Nama Baik  Orang Tua
Di Pertaruhkan
Orang Tua warga keturunan Arab akan mendapat predikat “gagal mendidik anak” ketika anaknya menikah dengan orang non arab. Ada sebuah kisah menyedihkan. sebuah keluarga besar dengan sekitar 7 anak perempuan semuanya hampir telat nikah gara-gara emoh dilamar Non Arab. Namun akhirnya nyerah juga setelah usia melampaui 40 tahun. Begitu juga ada anak laki diancam boikot agar tidak nikah dengan selain Arab. Akhirnya jebol juga pertahanan setelah usia mendekati 50 tahun “dhewekan wae”.

Kadang ada sedikit orang yang bermulut sangat keji untuk mempertahankan fanatisme suku bangsa. Mereka menuduh bahwa yang berjodoh dengan non Arab karena terkena ilmu pelet atau dikerjain dukun. Tapi tidak pernah menunjukkan bukti, hanya sekedar melakukan tekanan lewat hukum syirik praktek perdukunan. Tapi lupa sebagian pedagang Arab rajin minta petunjuk dukun/paranormal untuk cari jodoh dan penglaris dagangan.

Agama Islam menganjurkan untuk memilih jodoh dari keturunan orang baik-baik, dan mereka menganggap Arab yang terbaik
Mitos ini sangat dipaksakan. Rasulullah bersada sebaik-baiknya insan adalah yang berilmu, berbudi pekerti baik, bagus iman dan takwanya, bukan karena keturunan maupun kedudukan. Juga beliau bersabda bahwa bangsa Arab dan muslim akan hancur ketika mengagung-agungkan keturunan. Mitos ini warisan Arab Kuno sebelum datangnya Islam. Asal tau saja di Saudi bahkan masih banyak orang tua yang ngotot berbesan dengan marga yang sama, misalnya Bin Saud dengan Bin Saud.

Orang Arab paling tahu agama Islam sehingga jadi pilihan utama
Mitos ini sangat bertentangan dengan realita. Anak anak turunan Arab belajar Islam dan bahasa Arab dari guru guru non-Arab. Hanya sedikit orang tua turunan Arab yang intens dalam aktivitas pergerakan Islam. Lagi pula sangat sedikit yang fasih berbahasa Arab maupun hafal Al-Quran. Malah kaum terdidiknya lebih fasih berbahasa Inggris, lebih hafal lagu Barat, dan lebih keranjingan film Hollywood.

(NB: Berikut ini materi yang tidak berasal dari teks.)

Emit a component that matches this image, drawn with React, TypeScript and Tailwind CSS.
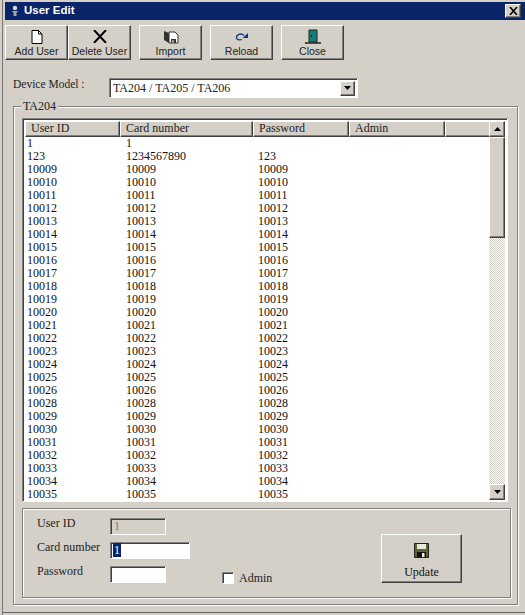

Menantu non Arab tidak bisa menyatu dengan keluarga besar
Keluarga besar sengaja mengucilkan menantu sebagai bentuk hukuman, sekaligus peringatan kepada yang mau coba-coba “keluar kandang“. Maksudnya agar pasangan gado-gado tsb merasakan betapa perih azab dan sengsara melawan tradisi kuno walaupun fakta membuktikan pengucilan akan kandas dengan sendirinya.

Pentayuan biasanya terjadi setelah adanya keturunan, atau sukses besar dan layak dibanggakan walau tidak semua berjalanseperti demikian . Tapi yang paling sering terjadi adalah ini: ketika dilanda perkara besar, maka semua pintu pertolongan  dari keluarga seakan tertutup.


Tapi fakta membuktikan kian banyak perjodohan asimilasi turunan Arab dengan non-Arab sejak tahun 1980an. Karena mayoritas Generasi muda sekarang tidak mau lagi terikat dengan ras. Mereka tidak lagi percaya dengan mitos tersebut di atas. Semua itu tidak lebih hanya warisan tradisi Arab yang dilestarikan sampai sekaran.

Kebanyakan generasi baru tidak peduli apakah akan berjodoh dengan “jamaah/arbi” (berayah Arab) ataukah dengan “akhwal” (berayah Indonesia Non Arab) ataukah dengan “baudeh” (berayah Tionghua-Indonesia) walau keluarga besar menentang bahkan mengucilkannya . Mereka tidak pula ambil pusing dengan Habaib/Habib yang mengklaim keturunan Nabi Muhammad perwaris ilmu dan kekuasaan dunia Islam. Di kalangan umum Arab keturunan ada sebutan “Habib” namun ada pula yang menilai tidak lebih sebagai sebutan akrabl, tanpa pretensi keunggulan dalam bentuk apapun.